EUR/USD: trading plan for European session on November 23, 2023. COT report and overview of yesterday's trades. The euro was bought after another decline

Yesterday, the pair formed some great entry signals. Let's have a look at what happened on the 5-minute chart. In my morning review, I mentioned the level of 1.0890 as a possible entry point. A decline and a false breakout near 1.0890 produced a buy signal, sending the pair up by more than 20 pips. In the afternoon, a breakout and retest of 1.0890 generated a sell signal. As a result, the pair fell by more than 30 pips. Safeguarding 1.0860 produced a buy signal, and the price was up by another 30 pips.

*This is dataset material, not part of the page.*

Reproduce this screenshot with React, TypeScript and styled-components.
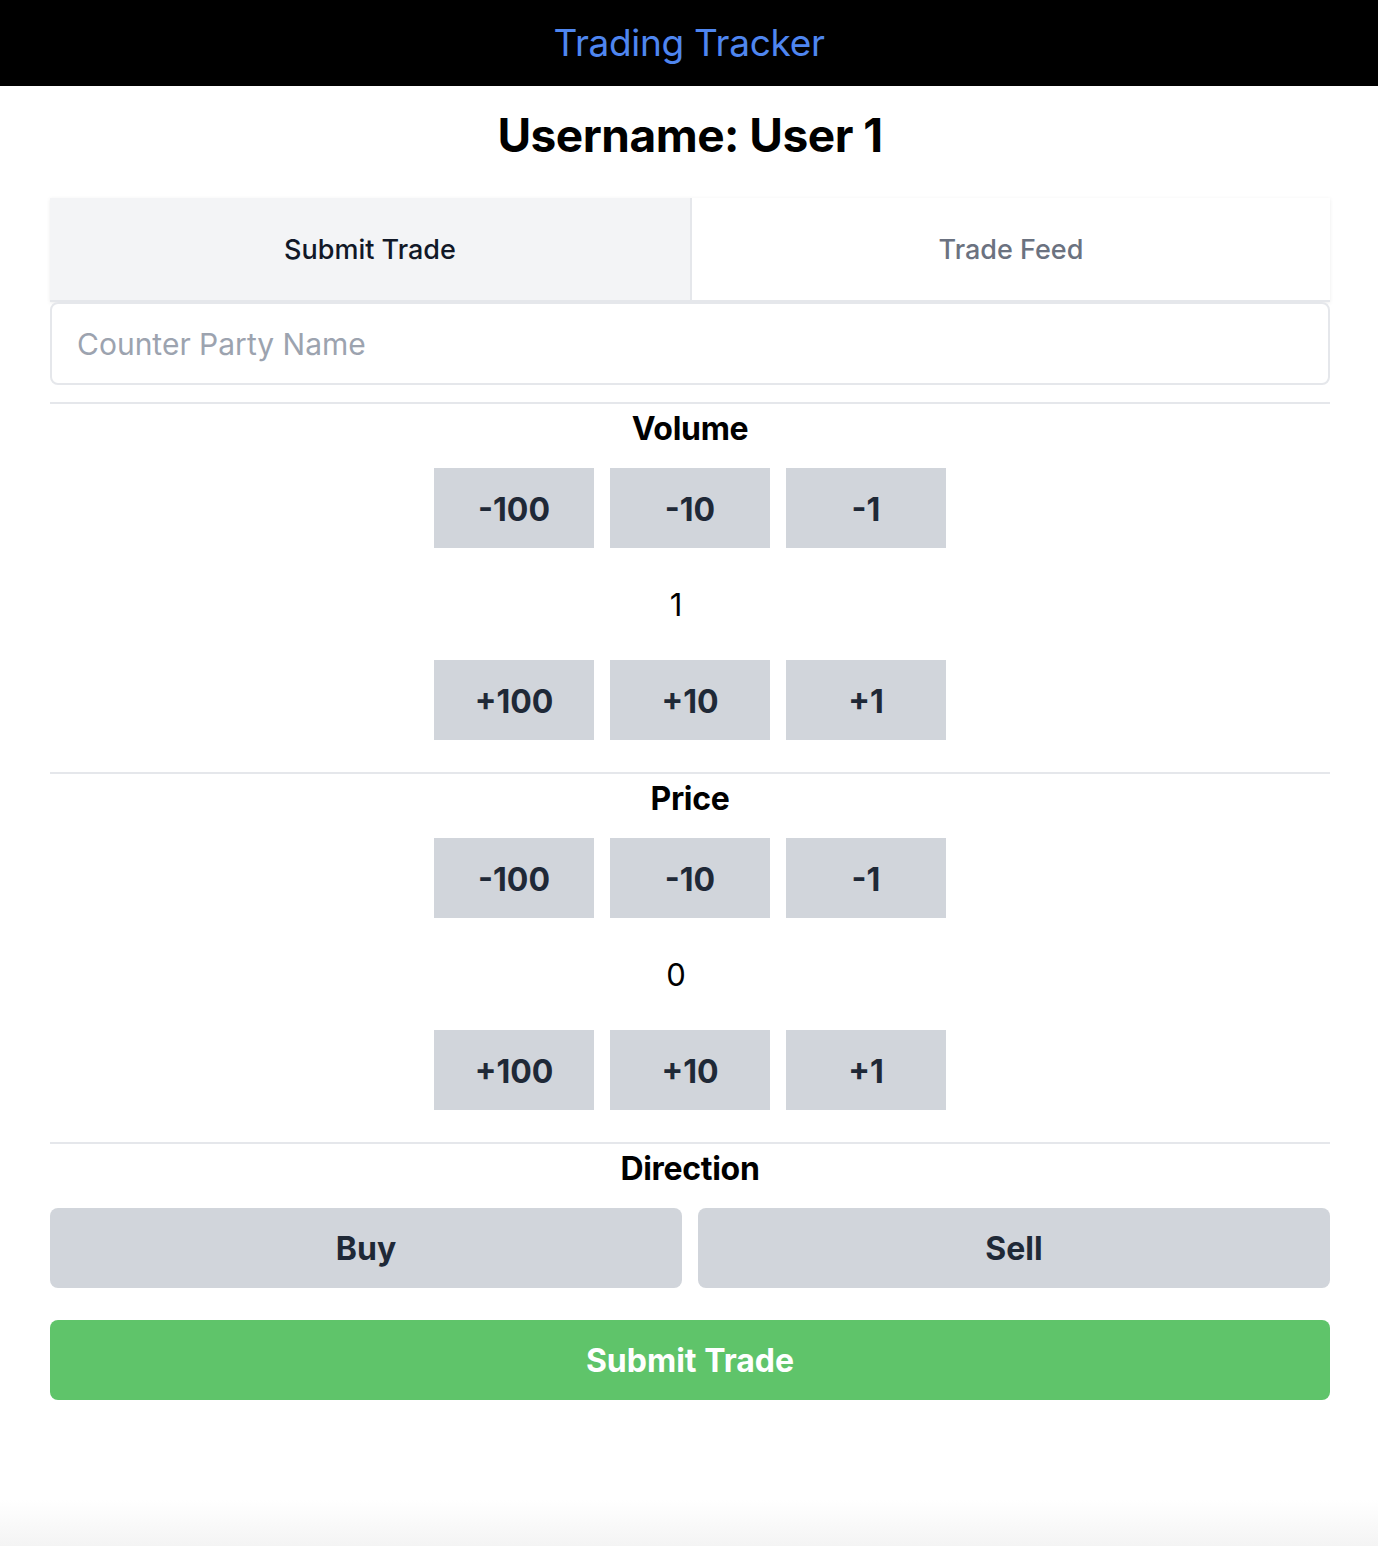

For long positions on EUR/USD:

A good US labor market report and rising inflation expectations triggered a major sell-off yesterday afternoon. However, the bulls took advantage of this moment and quickly picked up all the fall. Today, the eurozone PMIs will provide impetus to EUR/USD traders. If the reports turn out to be a disappointment, the pressure on the euro will return, and the bears may try to regain control of the market. You should pay attention to the eurozone Manufacturing and Services PMIs, as well as the composite PMI. The ECB's report will also be quite interesting to analyze. An optimal buying strategy would be to look for a false breakout around the 1.0890 level. This could provide a good entry point for long positions, aiming for further growth and testing the 1.0925 resistance. A break and a downward retest of this range, coupled with positive eurozone reports, would signal another buying opportunity, potentially retesting the monthly high around 1.0962. The ultimate target here is the 1.1004 area, where I plan to take profits. Should EUR/USD decline and show no activity at 1.0890 in the first half of the day, this could spell trouble for the euro buyers. In such a case, the market could be entered after a false breakout around the next support at 1.0860. I would consider opening long positions immediately on a rebound from 1.0827, aiming for an upward correction of 30-35 pips within the day.

For short positions on EUR/USD:

The bears were active yesterday, but it's hard to say whether they will be able to keep their positions. In case the pair grows, the objective is to defend the area of the nearest resistance at 1.0925, which we did not reach yesterday. A false breakout at this mark will give a good sell signal to support the downward correction and test support at 1.0890. This is where large buyers may step in. Only after a breakout and consolidation below this range, as well as its upward retest, do I expect to receive another signal to sell the pair with a target at the 1.0860. The ultimate target will be the 1.0827 low where I will be taking profits. In the event of an upward movement in EUR/USD during the European session and the absence of bears at 1.0925, the bulls may gain an advantage. This would pave the way for buyers to reach the monthly high of 1.0962. Selling there is also an option, but only after a failed consolidation. I will initiate short positions immediately on a pullback from 1.1004, considering a downward correction of 30-35 pips.

COT report:

The Commitments of Traders (COT) report for November 14 indicated a notable increase in long positions and a significant reduction in short positions. The recently released inflation data clearly indicated that the current cycle of interest rate hikes in the US has reached its peak, significantly impacting the US dollar and reducing short positions on the euro, thereby reviving demand for it. The upcoming publication of the minutes from the Federal Reserve's November meeting is anticipated, where traders will seek answers to remaining questions. However, it is already apparent that rates have peaked and a reduction is expected next year. According to the COT report, non-commercial long positions increased by 8,707 to 221,190, while non-commercial short positions decreased by 11,144 to 112,283. Consequently, the spread between long and short positions increased by 3,283. The closing price saw a sharp rise, settling at 1.0902 compared to the previous value of 1.0713.

Indicator signals:

Moving averages:

Trading just around the 30- and 50-day moving averages indicates uncertainty.

Please note that the time period and levels of the moving averages are analyzed only for the H1 chart, which differs from the general definition of the classic daily moving averages on the D1 chart.

Bollinger Bands

If EUR/USD declines, the indicator's lower border near 1.0860 will serve as support.

Description of indicators:

• A moving average of a 50-day period determines the current trend by smoothing volatility and noise; marked in yellow on the chart;

• A moving average of a 30-day period determines the current trend by smoothing volatility and noise; marked in green on the chart;

• MACD Indicator (Moving Average Convergence/Divergence) Fast EMA with a 12-day period; Slow EMA with a 26-day period. SMA with a 9-day period;

• Bollinger Bands: 20-day period;

• Non-commercial traders are speculators such as individual traders, hedge funds, and large institutions who use the futures market for speculative purposes and meet certain requirements;

• Long non-commercial positions represent the total number of long positions opened by non-commercial traders;

• Short non-commercial positions represent the total number of short positions opened by non-commercial traders;

• The non-commercial net position is the difference between short and long positions of non-commercial traders.